Basketball coach Frank McGuire speaks on the phone smiling while hie wife listens, in 1956

 

The next time you catch yourself smiling during a phone conversation, just because, ask the person on the other end of the line whether they’re smiling, too. According to a small study from cognitive-science researchers in Paris, there’s a strong possibility that one person smiled, and the other “heard” it, then mimicked the gesture.

In other words, not only do smiles have a sound, but it’s contagious.

A path to empathy

Smiles, we’ve long known, are a universal human signal. They are understood across cultures and “pre-programmed,” as a professor of psychology at Knox College in Illinois, once explained to Scientific American. People who are born blind smile in the same way as the sighted, and for the same reasons, he said.

We’ve also been aware of a smile’s catchiness for decades. Scientists have documented how the sight of a various facial gestures, including a genuine or “duchenne” smile, can trigger the same in its viewer. In fact, psychologists first theorized that facial mimicry was a key path to accessing another person’s inner state, and thus developing empathy, more than 100 years ago (pdf).
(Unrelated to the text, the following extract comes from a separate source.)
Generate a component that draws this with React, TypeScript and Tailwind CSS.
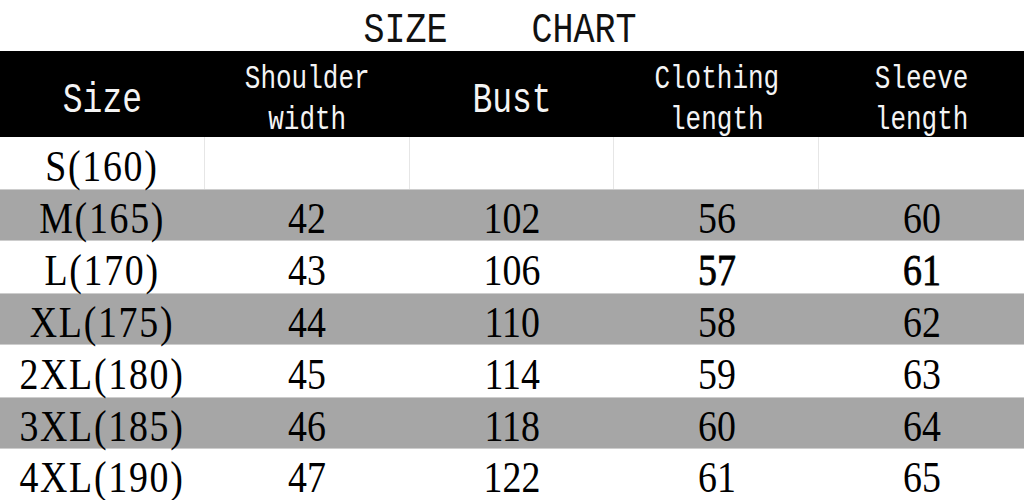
const rows = [
  { size: "S(160)", values: ["", "", "", ""] },
  { size: "M(165)", values: ["42", "102", "56", "60"] },
  { size: "L(170)", values: ["43", "106", "57", "61"], boldFrom: 2 },
  { size: "XL(175)", values: ["44", "110", "58", "62"] },
  { size: "2XL(180)", values: ["45", "114", "59", "63"] },
  { size: "3XL(185)", values: ["46", "118", "60", "64"] },
  { size: "4XL(190)", values: ["47", "122", "61", "65"] },
];

const serif = "font-['Liberation_Serif','Times_New_Roman',serif]";
const mono = "font-['Liberation_Mono','DejaVu_Sans_Mono',monospace]";

function HeadCell({ lines, big }: { lines: string[]; big?: boolean }) {
  return (
    <div className="flex flex-col items-center justify-center pt-2">
      {lines.map((line) => (
        <span
          key={line}
          className={`${mono} scale-y-[1.3] leading-[41px] text-[#f4f4f4] ${big ? "text-[33px]" : "text-[26px]"}`}
        >
          {line}
        </span>
      ))}
    </div>
  );
}

export default function App() {
  return (
    <div className="w-[1024px] bg-white">
      <div className="flex h-[51px] items-center justify-center pr-6 pt-3">
        <span className={`${mono} whitespace-pre text-[35px] scale-y-[1.2] text-[#111]`}>SIZE    CHART</span>
      </div>

      <div className="grid h-[86px] grid-cols-5 bg-black">
        <HeadCell lines={["Size"]} big />
        <HeadCell lines={["Shoulder", "width"]} />
        <HeadCell lines={["Bust"]} big />
        <HeadCell lines={["Clothing", "length"]} />
        <HeadCell lines={["Sleeve", "length"]} />
      </div>

      {rows.map((row, i) => {
        const gray = i % 2 === 1;
        const last = i === rows.length - 1;
        return (
          <div
            key={row.size}
            className={`grid grid-cols-5 ${last ? "h-[51px]" : "h-[52px]"} ${gray ? "bg-[#a6a6a6] border-y border-[#cdcdcd]" : "bg-white"}`}
          >
            {[row.size, ...row.values].map((v, j) => (
              <div
                key={j}
                className={`flex items-center justify-center ${i === 0 && j < 4 ? "border-r border-[#e6e6e6]" : ""}`}
              >
                <span
                  className={`${serif} scale-x-[0.86] pt-[7px] text-[44px] leading-none text-black ${
                    row.boldFrom !== undefined && j - 1 >= row.boldFrom ? "[-webkit-text-stroke:0.8px_black]" : ""
                  } ${j === 0 ? "tracking-[2px]" : ""}`}
                >
                  {v}
                </span>
              </div>
            ))}
          </div>
        );
      })}
    </div>
  );
}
In 2008, scientists in the UK found that people don’t even need to see a smile to perceive it. We can pick out the sound of different types of smiles when merely listening to someone speak.

Now, this research suggests that not only can we identify what the study authors call the “spectral signature of phonation with stretched lips” or “the smile effect” in speech, but that it seems to register on an unconscious level. And—as with the visual cue—it inspires imitation.

To conduct their experiments, the Paris researchers first recreated the smile’s auditory signature digitally, creating software that adds a smile to any recorded voice. They then outfitted 35 participants with electrodes attached to their facial muscles to see whether they could detect the sound of a smile in recorded French sentences—some of which were manipulated to include the effect, others not.

Their results showed that not only could the listeners most often hear the enhancement, even when they consciously missed a smile, their zygomaticus-major muscles prepared to grin in response to it.

Admittedly, they acknowledge that they don’t know how the experiment would have turned out had its participants not been asked to listen specifically for a smiling voice. Nevertheless, they argue in the paper that “the cognition of smiles is not as deeply rooted in visual processing as previously believed.”